Write out the listing below exactly, and omit any images you find in it.
══════
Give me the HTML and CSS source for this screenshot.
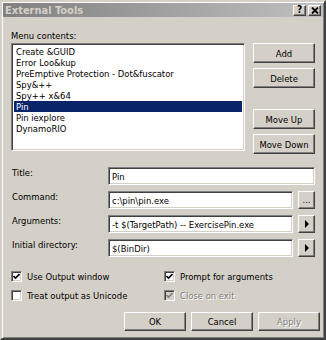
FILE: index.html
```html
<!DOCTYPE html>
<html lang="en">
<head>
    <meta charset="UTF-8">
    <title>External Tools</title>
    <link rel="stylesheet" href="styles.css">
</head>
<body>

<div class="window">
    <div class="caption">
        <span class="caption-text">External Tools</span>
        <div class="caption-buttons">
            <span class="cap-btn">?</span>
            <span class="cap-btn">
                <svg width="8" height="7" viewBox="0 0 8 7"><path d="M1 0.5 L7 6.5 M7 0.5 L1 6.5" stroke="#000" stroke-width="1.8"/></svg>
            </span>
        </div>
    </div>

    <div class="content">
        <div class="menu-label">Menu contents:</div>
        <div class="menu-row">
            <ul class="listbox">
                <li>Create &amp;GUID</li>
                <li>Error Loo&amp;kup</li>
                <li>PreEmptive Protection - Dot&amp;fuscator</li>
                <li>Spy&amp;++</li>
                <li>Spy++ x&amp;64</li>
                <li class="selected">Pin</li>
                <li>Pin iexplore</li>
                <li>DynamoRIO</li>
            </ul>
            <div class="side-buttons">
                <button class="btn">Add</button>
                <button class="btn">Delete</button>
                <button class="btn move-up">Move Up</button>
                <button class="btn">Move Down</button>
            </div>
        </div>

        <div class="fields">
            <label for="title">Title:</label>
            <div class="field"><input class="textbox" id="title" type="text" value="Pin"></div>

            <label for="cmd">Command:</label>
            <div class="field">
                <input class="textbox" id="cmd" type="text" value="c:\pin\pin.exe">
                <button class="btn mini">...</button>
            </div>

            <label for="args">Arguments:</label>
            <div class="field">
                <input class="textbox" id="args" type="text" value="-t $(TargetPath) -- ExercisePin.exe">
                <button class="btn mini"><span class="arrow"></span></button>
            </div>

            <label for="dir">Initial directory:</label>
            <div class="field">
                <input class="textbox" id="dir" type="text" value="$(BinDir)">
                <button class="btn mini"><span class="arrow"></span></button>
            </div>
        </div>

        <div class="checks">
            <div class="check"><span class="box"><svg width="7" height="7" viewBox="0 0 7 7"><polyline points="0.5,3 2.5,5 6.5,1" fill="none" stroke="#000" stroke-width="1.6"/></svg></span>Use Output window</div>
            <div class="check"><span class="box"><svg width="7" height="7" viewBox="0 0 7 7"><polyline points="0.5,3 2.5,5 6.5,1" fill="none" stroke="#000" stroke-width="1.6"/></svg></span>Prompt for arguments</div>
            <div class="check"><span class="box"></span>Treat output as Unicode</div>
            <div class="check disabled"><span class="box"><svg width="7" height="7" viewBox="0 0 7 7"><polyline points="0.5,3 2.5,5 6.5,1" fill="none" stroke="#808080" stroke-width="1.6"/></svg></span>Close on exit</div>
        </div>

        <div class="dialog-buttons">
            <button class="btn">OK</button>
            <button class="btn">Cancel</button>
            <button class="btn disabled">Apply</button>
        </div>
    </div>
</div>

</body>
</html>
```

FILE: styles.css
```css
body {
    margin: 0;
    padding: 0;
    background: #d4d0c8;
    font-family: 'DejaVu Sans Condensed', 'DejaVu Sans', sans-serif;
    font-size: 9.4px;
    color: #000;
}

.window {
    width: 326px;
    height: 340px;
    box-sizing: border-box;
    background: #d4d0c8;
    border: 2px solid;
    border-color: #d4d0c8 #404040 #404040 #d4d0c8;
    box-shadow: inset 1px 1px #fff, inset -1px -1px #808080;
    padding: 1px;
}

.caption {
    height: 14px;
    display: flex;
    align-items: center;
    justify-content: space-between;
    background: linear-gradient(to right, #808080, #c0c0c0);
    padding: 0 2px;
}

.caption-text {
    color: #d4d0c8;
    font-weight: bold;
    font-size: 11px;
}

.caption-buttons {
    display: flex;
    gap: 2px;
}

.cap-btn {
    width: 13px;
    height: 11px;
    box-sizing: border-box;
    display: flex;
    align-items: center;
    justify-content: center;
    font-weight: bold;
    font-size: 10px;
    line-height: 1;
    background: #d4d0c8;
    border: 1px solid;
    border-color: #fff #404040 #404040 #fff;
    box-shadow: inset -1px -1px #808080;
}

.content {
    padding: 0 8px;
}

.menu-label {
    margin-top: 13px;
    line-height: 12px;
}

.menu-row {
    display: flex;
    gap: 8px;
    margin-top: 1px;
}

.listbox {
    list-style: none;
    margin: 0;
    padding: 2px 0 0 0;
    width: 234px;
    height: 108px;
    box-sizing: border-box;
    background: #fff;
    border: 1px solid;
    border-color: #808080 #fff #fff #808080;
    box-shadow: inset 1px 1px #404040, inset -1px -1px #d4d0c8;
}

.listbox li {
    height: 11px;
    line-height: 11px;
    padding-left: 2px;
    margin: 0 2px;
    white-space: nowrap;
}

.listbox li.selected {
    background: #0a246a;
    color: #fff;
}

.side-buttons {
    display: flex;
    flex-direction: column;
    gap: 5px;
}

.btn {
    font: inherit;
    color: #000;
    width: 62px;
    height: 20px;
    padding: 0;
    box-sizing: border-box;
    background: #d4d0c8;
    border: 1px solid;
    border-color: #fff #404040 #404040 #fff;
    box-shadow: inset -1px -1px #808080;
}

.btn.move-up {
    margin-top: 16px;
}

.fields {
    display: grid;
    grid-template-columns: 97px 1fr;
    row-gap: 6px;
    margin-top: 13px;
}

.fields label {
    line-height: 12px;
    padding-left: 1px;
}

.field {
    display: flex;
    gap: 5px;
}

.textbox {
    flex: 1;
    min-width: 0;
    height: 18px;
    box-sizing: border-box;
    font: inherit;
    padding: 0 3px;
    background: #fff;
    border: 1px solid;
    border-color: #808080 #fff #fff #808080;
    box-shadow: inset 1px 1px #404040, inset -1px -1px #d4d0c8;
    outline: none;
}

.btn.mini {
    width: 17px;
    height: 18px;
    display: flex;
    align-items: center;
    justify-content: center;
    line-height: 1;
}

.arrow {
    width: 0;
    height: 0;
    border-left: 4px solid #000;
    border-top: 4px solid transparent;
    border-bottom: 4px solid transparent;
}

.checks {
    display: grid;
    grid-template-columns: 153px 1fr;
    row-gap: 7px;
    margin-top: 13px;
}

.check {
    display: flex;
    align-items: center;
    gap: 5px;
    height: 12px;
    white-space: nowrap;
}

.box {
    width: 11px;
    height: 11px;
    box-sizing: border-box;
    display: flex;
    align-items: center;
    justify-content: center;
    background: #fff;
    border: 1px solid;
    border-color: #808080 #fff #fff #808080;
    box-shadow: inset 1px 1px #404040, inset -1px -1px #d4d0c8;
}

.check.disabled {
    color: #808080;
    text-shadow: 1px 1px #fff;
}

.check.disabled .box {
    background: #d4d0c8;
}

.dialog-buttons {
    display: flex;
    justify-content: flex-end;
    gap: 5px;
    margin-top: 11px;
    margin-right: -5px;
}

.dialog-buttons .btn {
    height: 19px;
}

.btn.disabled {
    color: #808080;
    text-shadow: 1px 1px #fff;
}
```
══════
_Task output:_
Give me the HTML and CSS source for this screenshot.
FILE: index.html
```html
<!DOCTYPE html>
<html lang="en">
<head>
    <meta charset="UTF-8">
    <title>External Tools</title>
    <link rel="stylesheet" href="styles.css">
</head>
<body>

<div class="window">
    <div class="caption">
        <span class="caption-text">External Tools</span>
        <div class="caption-buttons">
            <span class="cap-btn">?</span>
            <span class="cap-btn">
                <svg width="8" height="7" viewBox="0 0 8 7"><path d="M1 0.5 L7 6.5 M7 0.5 L1 6.5" stroke="#000" stroke-width="1.8"/></svg>
            </span>
        </div>
    </div>

    <div class="content">
        <div class="menu-label">Menu contents:</div>
        <div class="menu-row">
            <ul class="listbox">
                <li>Create &amp;GUID</li>
                <li>Error Loo&amp;kup</li>
                <li>PreEmptive Protection - Dot&amp;fuscator</li>
                <li>Spy&amp;++</li>
                <li>Spy++ x&amp;64</li>
                <li class="selected">Pin</li>
                <li>Pin iexplore</li>
                <li>DynamoRIO</li>
            </ul>
            <div class="side-buttons">
                <button class="btn">Add</button>
                <button class="btn">Delete</button>
                <button class="btn move-up">Move Up</button>
                <button class="btn">Move Down</button>
            </div>
        </div>

        <div class="fields">
            <label for="title">Title:</label>
            <div class="field"><input class="textbox" id="title" type="text" value="Pin"></div>

            <label for="cmd">Command:</label>
            <div class="field">
                <input class="textbox" id="cmd" type="text" value="c:\pin\pin.exe">
                <button class="btn mini">...</button>
            </div>

            <label for="args">Arguments:</label>
            <div class="field">
                <input class="textbox" id="args" type="text" value="-t $(TargetPath) -- ExercisePin.exe">
                <button class="btn mini"><span class="arrow"></span></button>
            </div>

            <label for="dir">Initial directory:</label>
            <div class="field">
                <input class="textbox" id="dir" type="text" value="$(BinDir)">
                <button class="btn mini"><span class="arrow"></span></button>
            </div>
        </div>

        <div class="checks">
            <div class="check"><span class="box"><svg width="7" height="7" viewBox="0 0 7 7"><polyline points="0.5,3 2.5,5 6.5,1" fill="none" stroke="#000" stroke-width="1.6"/></svg></span>Use Output window</div>
            <div class="check"><span class="box"><svg width="7" height="7" viewBox="0 0 7 7"><polyline points="0.5,3 2.5,5 6.5,1" fill="none" stroke="#000" stroke-width="1.6"/></svg></span>Prompt for arguments</div>
            <div class="check"><span class="box"></span>Treat output as Unicode</div>
            <div class="check disabled"><span class="box"><svg width="7" height="7" viewBox="0 0 7 7"><polyline points="0.5,3 2.5,5 6.5,1" fill="none" stroke="#808080" stroke-width="1.6"/></svg></span>Close on exit</div>
        </div>

        <div class="dialog-buttons">
            <button class="btn">OK</button>
            <button class="btn">Cancel</button>
            <button class="btn disabled">Apply</button>
        </div>
    </div>
</div>

</body>
</html>
```

FILE: styles.css
```css
body {
    margin: 0;
    padding: 0;
    background: #d4d0c8;
    font-family: 'DejaVu Sans Condensed', 'DejaVu Sans', sans-serif;
    font-size: 9.4px;
    color: #000;
}

.window {
    width: 326px;
    height: 340px;
    box-sizing: border-box;
    background: #d4d0c8;
    border: 2px solid;
    border-color: #d4d0c8 #404040 #404040 #d4d0c8;
    box-shadow: inset 1px 1px #fff, inset -1px -1px #808080;
    padding: 1px;
}

.caption {
    height: 14px;
    display: flex;
    align-items: center;
    justify-content: space-between;
    background: linear-gradient(to right, #808080, #c0c0c0);
    padding: 0 2px;
}

.caption-text {
    color: #d4d0c8;
    font-weight: bold;
    font-size: 11px;
}

.caption-buttons {
    display: flex;
    gap: 2px;
}

.cap-btn {
    width: 13px;
    height: 11px;
    box-sizing: border-box;
    display: flex;
    align-items: center;
    justify-content: center;
    font-weight: bold;
    font-size: 10px;
    line-height: 1;
    background: #d4d0c8;
    border: 1px solid;
    border-color: #fff #404040 #404040 #fff;
    box-shadow: inset -1px -1px #808080;
}

.content {
    padding: 0 8px;
}

.menu-label {
    margin-top: 13px;
    line-height: 12px;
}

.menu-row {
    display: flex;
    gap: 8px;
    margin-top: 1px;
}

.listbox {
    list-style: none;
    margin: 0;
    padding: 2px 0 0 0;
    width: 234px;
    height: 108px;
    box-sizing: border-box;
    background: #fff;
    border: 1px solid;
    border-color: #808080 #fff #fff #808080;
    box-shadow: inset 1px 1px #404040, inset -1px -1px #d4d0c8;
}

.listbox li {
    height: 11px;
    line-height: 11px;
    padding-left: 2px;
    margin: 0 2px;
    white-space: nowrap;
}

.listbox li.selected {
    background: #0a246a;
    color: #fff;
}

.side-buttons {
    display: flex;
    flex-direction: column;
    gap: 5px;
}

.btn {
    font: inherit;
    color: #000;
    width: 62px;
    height: 20px;
    padding: 0;
    box-sizing: border-box;
    background: #d4d0c8;
    border: 1px solid;
    border-color: #fff #404040 #404040 #fff;
    box-shadow: inset -1px -1px #808080;
}

.btn.move-up {
    margin-top: 16px;
}

.fields {
    display: grid;
    grid-template-columns: 97px 1fr;
    row-gap: 6px;
    margin-top: 13px;
}

.fields label {
    line-height: 12px;
    padding-left: 1px;
}

.field {
    display: flex;
    gap: 5px;
}

.textbox {
    flex: 1;
    min-width: 0;
    height: 18px;
    box-sizing: border-box;
    font: inherit;
    padding: 0 3px;
    background: #fff;
    border: 1px solid;
    border-color: #808080 #fff #fff #808080;
    box-shadow: inset 1px 1px #404040, inset -1px -1px #d4d0c8;
    outline: none;
}

.btn.mini {
    width: 17px;
    height: 18px;
    display: flex;
    align-items: center;
    justify-content: center;
    line-height: 1;
}

.arrow {
    width: 0;
    height: 0;
    border-left: 4px solid #000;
    border-top: 4px solid transparent;
    border-bottom: 4px solid transparent;
}

.checks {
    display: grid;
    grid-template-columns: 153px 1fr;
    row-gap: 7px;
    margin-top: 13px;
}

.check {
    display: flex;
    align-items: center;
    gap: 5px;
    height: 12px;
    white-space: nowrap;
}

.box {
    width: 11px;
    height: 11px;
    box-sizing: border-box;
    display: flex;
    align-items: center;
    justify-content: center;
    background: #fff;
    border: 1px solid;
    border-color: #808080 #fff #fff #808080;
    box-shadow: inset 1px 1px #404040, inset -1px -1px #d4d0c8;
}

.check.disabled {
    color: #808080;
    text-shadow: 1px 1px #fff;
}

.check.disabled .box {
    background: #d4d0c8;
}

.dialog-buttons {
    display: flex;
    justify-content: flex-end;
    gap: 5px;
    margin-top: 11px;
    margin-right: -5px;
}

.dialog-buttons .btn {
    height: 19px;
}

.btn.disabled {
    color: #808080;
    text-shadow: 1px 1px #fff;
}
```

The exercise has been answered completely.